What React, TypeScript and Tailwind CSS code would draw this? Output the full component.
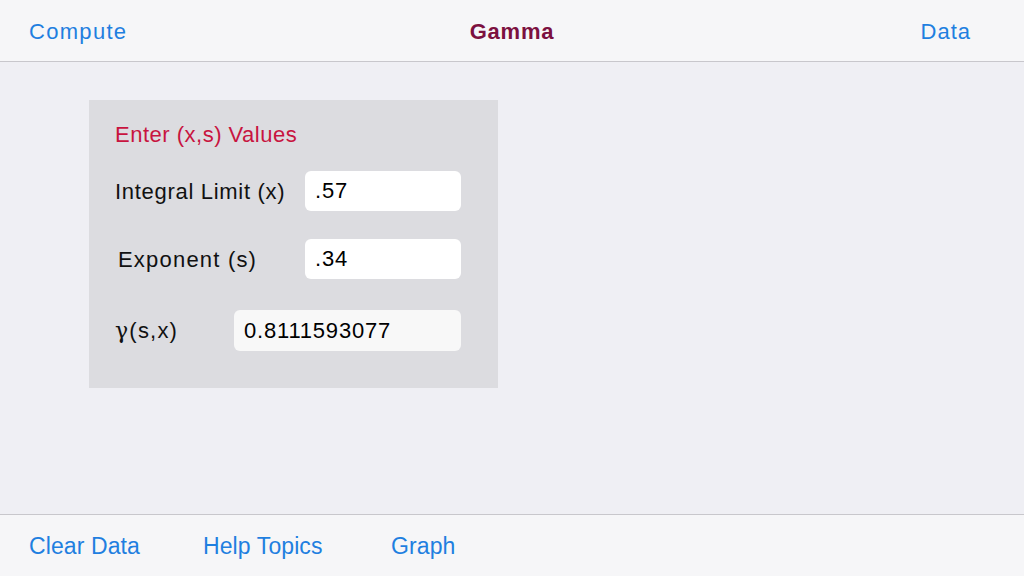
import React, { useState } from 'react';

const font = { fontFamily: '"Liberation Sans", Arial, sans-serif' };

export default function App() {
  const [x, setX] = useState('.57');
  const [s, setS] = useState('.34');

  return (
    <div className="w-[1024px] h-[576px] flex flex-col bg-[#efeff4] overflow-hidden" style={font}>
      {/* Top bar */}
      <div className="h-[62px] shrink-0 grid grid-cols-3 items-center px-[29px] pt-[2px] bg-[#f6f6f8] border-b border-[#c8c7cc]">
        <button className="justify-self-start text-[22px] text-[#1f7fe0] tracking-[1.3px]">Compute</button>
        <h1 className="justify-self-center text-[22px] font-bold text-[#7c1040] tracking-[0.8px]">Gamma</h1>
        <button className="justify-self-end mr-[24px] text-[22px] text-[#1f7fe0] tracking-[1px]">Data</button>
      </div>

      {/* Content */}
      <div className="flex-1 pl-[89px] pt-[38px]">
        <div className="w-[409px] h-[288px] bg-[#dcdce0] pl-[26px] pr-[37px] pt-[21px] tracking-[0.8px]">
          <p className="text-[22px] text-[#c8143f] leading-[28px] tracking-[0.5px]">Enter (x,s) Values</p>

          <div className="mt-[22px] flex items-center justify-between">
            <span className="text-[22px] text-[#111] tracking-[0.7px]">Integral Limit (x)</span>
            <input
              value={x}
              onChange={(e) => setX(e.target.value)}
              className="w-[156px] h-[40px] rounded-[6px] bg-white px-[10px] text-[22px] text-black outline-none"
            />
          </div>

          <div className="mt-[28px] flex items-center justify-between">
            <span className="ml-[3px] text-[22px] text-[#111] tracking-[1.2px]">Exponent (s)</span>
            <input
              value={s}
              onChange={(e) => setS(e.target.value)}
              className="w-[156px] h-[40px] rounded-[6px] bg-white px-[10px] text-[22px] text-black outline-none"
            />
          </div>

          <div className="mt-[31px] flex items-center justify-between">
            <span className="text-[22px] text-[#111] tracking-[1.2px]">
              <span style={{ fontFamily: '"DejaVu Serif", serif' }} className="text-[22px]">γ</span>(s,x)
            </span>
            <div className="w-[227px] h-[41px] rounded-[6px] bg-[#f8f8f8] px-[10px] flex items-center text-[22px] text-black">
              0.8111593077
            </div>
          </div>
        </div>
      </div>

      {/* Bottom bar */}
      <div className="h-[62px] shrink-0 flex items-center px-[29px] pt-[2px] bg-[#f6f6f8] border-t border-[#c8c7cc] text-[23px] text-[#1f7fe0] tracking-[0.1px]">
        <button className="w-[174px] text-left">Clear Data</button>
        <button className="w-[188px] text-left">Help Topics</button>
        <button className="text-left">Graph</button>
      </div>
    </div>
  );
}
──────────────────────────────
> Objective:
Return the material exactly as given, apart from the pictures.

> Response:
What React, TypeScript and Tailwind CSS code would draw this? Output the full component.
import React, { useState } from 'react';

const font = { fontFamily: '"Liberation Sans", Arial, sans-serif' };

export default function App() {
  const [x, setX] = useState('.57');
  const [s, setS] = useState('.34');

  return (
    <div className="w-[1024px] h-[576px] flex flex-col bg-[#efeff4] overflow-hidden" style={font}>
      {/* Top bar */}
      <div className="h-[62px] shrink-0 grid grid-cols-3 items-center px-[29px] pt-[2px] bg-[#f6f6f8] border-b border-[#c8c7cc]">
        <button className="justify-self-start text-[22px] text-[#1f7fe0] tracking-[1.3px]">Compute</button>
        <h1 className="justify-self-center text-[22px] font-bold text-[#7c1040] tracking-[0.8px]">Gamma</h1>
        <button className="justify-self-end mr-[24px] text-[22px] text-[#1f7fe0] tracking-[1px]">Data</button>
      </div>

      {/* Content */}
      <div className="flex-1 pl-[89px] pt-[38px]">
        <div className="w-[409px] h-[288px] bg-[#dcdce0] pl-[26px] pr-[37px] pt-[21px] tracking-[0.8px]">
          <p className="text-[22px] text-[#c8143f] leading-[28px] tracking-[0.5px]">Enter (x,s) Values</p>

          <div className="mt-[22px] flex items-center justify-between">
            <span className="text-[22px] text-[#111] tracking-[0.7px]">Integral Limit (x)</span>
            <input
              value={x}
              onChange={(e) => setX(e.target.value)}
              className="w-[156px] h-[40px] rounded-[6px] bg-white px-[10px] text-[22px] text-black outline-none"
            />
          </div>

          <div className="mt-[28px] flex items-center justify-between">
            <span className="ml-[3px] text-[22px] text-[#111] tracking-[1.2px]">Exponent (s)</span>
            <input
              value={s}
              onChange={(e) => setS(e.target.value)}
              className="w-[156px] h-[40px] rounded-[6px] bg-white px-[10px] text-[22px] text-black outline-none"
            />
          </div>

          <div className="mt-[31px] flex items-center justify-between">
            <span className="text-[22px] text-[#111] tracking-[1.2px]">
              <span style={{ fontFamily: '"DejaVu Serif", serif' }} className="text-[22px]">γ</span>(s,x)
            </span>
            <div className="w-[227px] h-[41px] rounded-[6px] bg-[#f8f8f8] px-[10px] flex items-center text-[22px] text-black">
              0.8111593077
            </div>
          </div>
        </div>
      </div>

      {/* Bottom bar */}
      <div className="h-[62px] shrink-0 flex items-center px-[29px] pt-[2px] bg-[#f6f6f8] border-t border-[#c8c7cc] text-[23px] text-[#1f7fe0] tracking-[0.1px]">
        <button className="w-[174px] text-left">Clear Data</button>
        <button className="w-[188px] text-left">Help Topics</button>
        <button className="text-left">Graph</button>
      </div>
    </div>
  );
}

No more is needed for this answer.